### Raw data

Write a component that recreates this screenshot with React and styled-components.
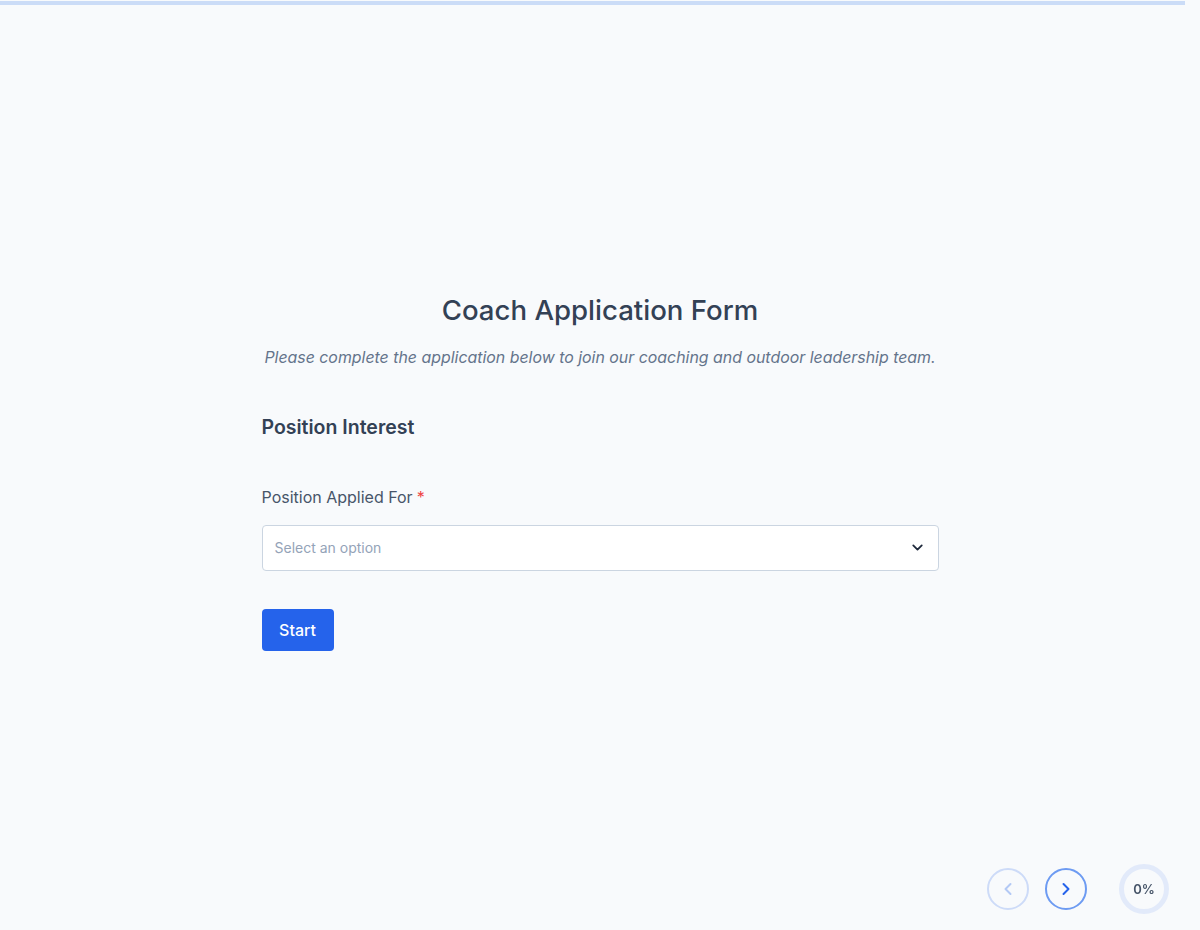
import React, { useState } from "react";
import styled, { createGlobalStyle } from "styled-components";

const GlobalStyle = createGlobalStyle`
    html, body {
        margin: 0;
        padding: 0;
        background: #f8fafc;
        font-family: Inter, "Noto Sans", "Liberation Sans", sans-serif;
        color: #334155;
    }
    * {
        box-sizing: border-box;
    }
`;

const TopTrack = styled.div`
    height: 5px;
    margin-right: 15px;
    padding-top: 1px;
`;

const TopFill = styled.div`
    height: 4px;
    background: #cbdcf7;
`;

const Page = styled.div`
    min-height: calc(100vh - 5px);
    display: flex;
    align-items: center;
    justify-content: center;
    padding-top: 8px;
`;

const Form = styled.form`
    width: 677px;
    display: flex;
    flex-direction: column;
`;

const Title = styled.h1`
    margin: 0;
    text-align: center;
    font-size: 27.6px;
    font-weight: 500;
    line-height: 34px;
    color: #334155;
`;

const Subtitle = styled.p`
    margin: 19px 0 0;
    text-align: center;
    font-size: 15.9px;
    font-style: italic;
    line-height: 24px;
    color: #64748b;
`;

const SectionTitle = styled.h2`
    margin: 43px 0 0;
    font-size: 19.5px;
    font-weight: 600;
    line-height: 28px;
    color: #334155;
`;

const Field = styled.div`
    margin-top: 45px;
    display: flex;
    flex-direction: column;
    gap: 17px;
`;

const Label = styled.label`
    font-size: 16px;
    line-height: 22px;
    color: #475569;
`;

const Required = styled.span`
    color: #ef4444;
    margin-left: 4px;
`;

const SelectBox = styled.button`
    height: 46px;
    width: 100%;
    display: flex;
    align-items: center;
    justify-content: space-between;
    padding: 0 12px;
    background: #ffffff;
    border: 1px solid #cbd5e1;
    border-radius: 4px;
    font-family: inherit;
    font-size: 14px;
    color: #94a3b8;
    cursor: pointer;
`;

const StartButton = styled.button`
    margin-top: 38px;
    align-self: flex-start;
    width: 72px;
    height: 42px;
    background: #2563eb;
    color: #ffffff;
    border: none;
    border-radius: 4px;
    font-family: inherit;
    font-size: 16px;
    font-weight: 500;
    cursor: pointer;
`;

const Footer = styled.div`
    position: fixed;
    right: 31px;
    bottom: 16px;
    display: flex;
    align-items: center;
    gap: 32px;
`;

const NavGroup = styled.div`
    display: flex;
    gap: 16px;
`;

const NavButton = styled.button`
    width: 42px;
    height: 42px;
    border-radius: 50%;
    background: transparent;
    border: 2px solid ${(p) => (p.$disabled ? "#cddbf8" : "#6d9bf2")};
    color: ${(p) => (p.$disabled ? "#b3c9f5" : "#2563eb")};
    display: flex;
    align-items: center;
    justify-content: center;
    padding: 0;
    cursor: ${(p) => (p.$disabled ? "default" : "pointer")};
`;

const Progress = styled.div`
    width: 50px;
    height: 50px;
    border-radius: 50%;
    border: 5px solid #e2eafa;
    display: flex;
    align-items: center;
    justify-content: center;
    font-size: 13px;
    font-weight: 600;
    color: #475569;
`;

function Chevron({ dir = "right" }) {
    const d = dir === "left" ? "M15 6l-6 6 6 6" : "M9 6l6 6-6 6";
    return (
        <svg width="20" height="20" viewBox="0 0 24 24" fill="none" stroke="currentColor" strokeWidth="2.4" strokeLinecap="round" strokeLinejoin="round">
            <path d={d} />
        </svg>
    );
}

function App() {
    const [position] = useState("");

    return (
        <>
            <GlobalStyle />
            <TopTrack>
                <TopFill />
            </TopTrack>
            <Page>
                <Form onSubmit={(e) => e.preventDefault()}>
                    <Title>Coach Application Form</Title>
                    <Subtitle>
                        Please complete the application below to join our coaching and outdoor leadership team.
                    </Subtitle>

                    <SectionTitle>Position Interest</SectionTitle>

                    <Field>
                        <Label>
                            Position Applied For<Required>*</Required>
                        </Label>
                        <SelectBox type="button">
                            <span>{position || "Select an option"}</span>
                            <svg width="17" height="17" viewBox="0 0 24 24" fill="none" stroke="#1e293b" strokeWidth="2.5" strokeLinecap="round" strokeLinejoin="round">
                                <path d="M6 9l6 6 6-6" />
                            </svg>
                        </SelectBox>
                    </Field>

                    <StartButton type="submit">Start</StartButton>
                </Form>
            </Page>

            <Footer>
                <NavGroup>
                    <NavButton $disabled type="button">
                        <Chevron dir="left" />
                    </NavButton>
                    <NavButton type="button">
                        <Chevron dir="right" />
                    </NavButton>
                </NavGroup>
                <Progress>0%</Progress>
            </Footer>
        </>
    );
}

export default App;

######

Written problem. Within the material above, find the lines that contain the word "React"; copy them.

Answer to the exercise.
Write a component that recreates this screenshot with React and styled-components.
import React, { useState } from "react";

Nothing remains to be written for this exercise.